◆ SUPPLIED DATA:
--- Start ---
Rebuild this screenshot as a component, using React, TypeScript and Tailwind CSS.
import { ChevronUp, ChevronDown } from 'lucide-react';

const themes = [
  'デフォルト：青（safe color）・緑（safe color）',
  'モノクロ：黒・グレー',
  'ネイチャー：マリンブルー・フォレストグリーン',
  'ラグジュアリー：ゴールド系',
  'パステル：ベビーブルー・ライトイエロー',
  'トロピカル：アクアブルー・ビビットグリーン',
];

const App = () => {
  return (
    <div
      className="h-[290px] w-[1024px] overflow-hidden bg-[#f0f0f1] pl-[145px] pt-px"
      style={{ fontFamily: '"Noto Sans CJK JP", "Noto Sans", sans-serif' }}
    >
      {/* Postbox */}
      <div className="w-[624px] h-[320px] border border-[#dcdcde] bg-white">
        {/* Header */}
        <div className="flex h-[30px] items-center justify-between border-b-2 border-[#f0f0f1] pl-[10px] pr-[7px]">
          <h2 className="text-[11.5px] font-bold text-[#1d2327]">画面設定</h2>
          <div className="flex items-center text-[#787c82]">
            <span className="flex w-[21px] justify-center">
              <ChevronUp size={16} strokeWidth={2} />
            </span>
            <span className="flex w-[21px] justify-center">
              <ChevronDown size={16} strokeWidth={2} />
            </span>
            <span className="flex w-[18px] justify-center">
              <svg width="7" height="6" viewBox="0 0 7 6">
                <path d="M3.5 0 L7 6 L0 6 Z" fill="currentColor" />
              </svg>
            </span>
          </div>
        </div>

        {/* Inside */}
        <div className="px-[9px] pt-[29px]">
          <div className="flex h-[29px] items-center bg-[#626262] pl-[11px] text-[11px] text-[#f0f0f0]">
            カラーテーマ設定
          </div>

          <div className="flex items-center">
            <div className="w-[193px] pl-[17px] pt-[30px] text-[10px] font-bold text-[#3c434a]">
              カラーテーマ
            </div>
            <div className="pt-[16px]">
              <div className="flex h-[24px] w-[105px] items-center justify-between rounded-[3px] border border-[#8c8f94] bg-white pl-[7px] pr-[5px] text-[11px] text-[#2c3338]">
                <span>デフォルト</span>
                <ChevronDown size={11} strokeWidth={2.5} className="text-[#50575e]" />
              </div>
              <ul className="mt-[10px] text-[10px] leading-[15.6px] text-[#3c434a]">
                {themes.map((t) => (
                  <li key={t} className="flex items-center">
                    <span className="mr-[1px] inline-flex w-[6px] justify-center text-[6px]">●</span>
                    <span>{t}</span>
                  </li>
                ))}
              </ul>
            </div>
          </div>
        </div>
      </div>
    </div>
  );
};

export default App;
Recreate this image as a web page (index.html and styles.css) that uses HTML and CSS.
--- End ---
Reproduce every entry shown above, precisely as it stands.

◆ ANSWER BELOW:
Rebuild this screenshot as a component, using React, TypeScript and Tailwind CSS.
import { ChevronUp, ChevronDown } from 'lucide-react';

const themes = [
  'デフォルト：青（safe color）・緑（safe color）',
  'モノクロ：黒・グレー',
  'ネイチャー：マリンブルー・フォレストグリーン',
  'ラグジュアリー：ゴールド系',
  'パステル：ベビーブルー・ライトイエロー',
  'トロピカル：アクアブルー・ビビットグリーン',
];

const App = () => {
  return (
    <div
      className="h-[290px] w-[1024px] overflow-hidden bg-[#f0f0f1] pl-[145px] pt-px"
      style={{ fontFamily: '"Noto Sans CJK JP", "Noto Sans", sans-serif' }}
    >
      {/* Postbox */}
      <div className="w-[624px] h-[320px] border border-[#dcdcde] bg-white">
        {/* Header */}
        <div className="flex h-[30px] items-center justify-between border-b-2 border-[#f0f0f1] pl-[10px] pr-[7px]">
          <h2 className="text-[11.5px] font-bold text-[#1d2327]">画面設定</h2>
          <div className="flex items-center text-[#787c82]">
            <span className="flex w-[21px] justify-center">
              <ChevronUp size={16} strokeWidth={2} />
            </span>
            <span className="flex w-[21px] justify-center">
              <ChevronDown size={16} strokeWidth={2} />
            </span>
            <span className="flex w-[18px] justify-center">
              <svg width="7" height="6" viewBox="0 0 7 6">
                <path d="M3.5 0 L7 6 L0 6 Z" fill="currentColor" />
              </svg>
            </span>
          </div>
        </div>

        {/* Inside */}
        <div className="px-[9px] pt-[29px]">
          <div className="flex h-[29px] items-center bg-[#626262] pl-[11px] text-[11px] text-[#f0f0f0]">
            カラーテーマ設定
          </div>

          <div className="flex items-center">
            <div className="w-[193px] pl-[17px] pt-[30px] text-[10px] font-bold text-[#3c434a]">
              カラーテーマ
            </div>
            <div className="pt-[16px]">
              <div className="flex h-[24px] w-[105px] items-center justify-between rounded-[3px] border border-[#8c8f94] bg-white pl-[7px] pr-[5px] text-[11px] text-[#2c3338]">
                <span>デフォルト</span>
                <ChevronDown size={11} strokeWidth={2.5} className="text-[#50575e]" />
              </div>
              <ul className="mt-[10px] text-[10px] leading-[15.6px] text-[#3c434a]">
                {themes.map((t) => (
                  <li key={t} className="flex items-center">
                    <span className="mr-[1px] inline-flex w-[6px] justify-center text-[6px]">●</span>
                    <span>{t}</span>
                  </li>
                ))}
              </ul>
            </div>
          </div>
        </div>
      </div>
    </div>
  );
};

export default App;
Recreate this image as a web page (index.html and styles.css) that uses HTML and CSS.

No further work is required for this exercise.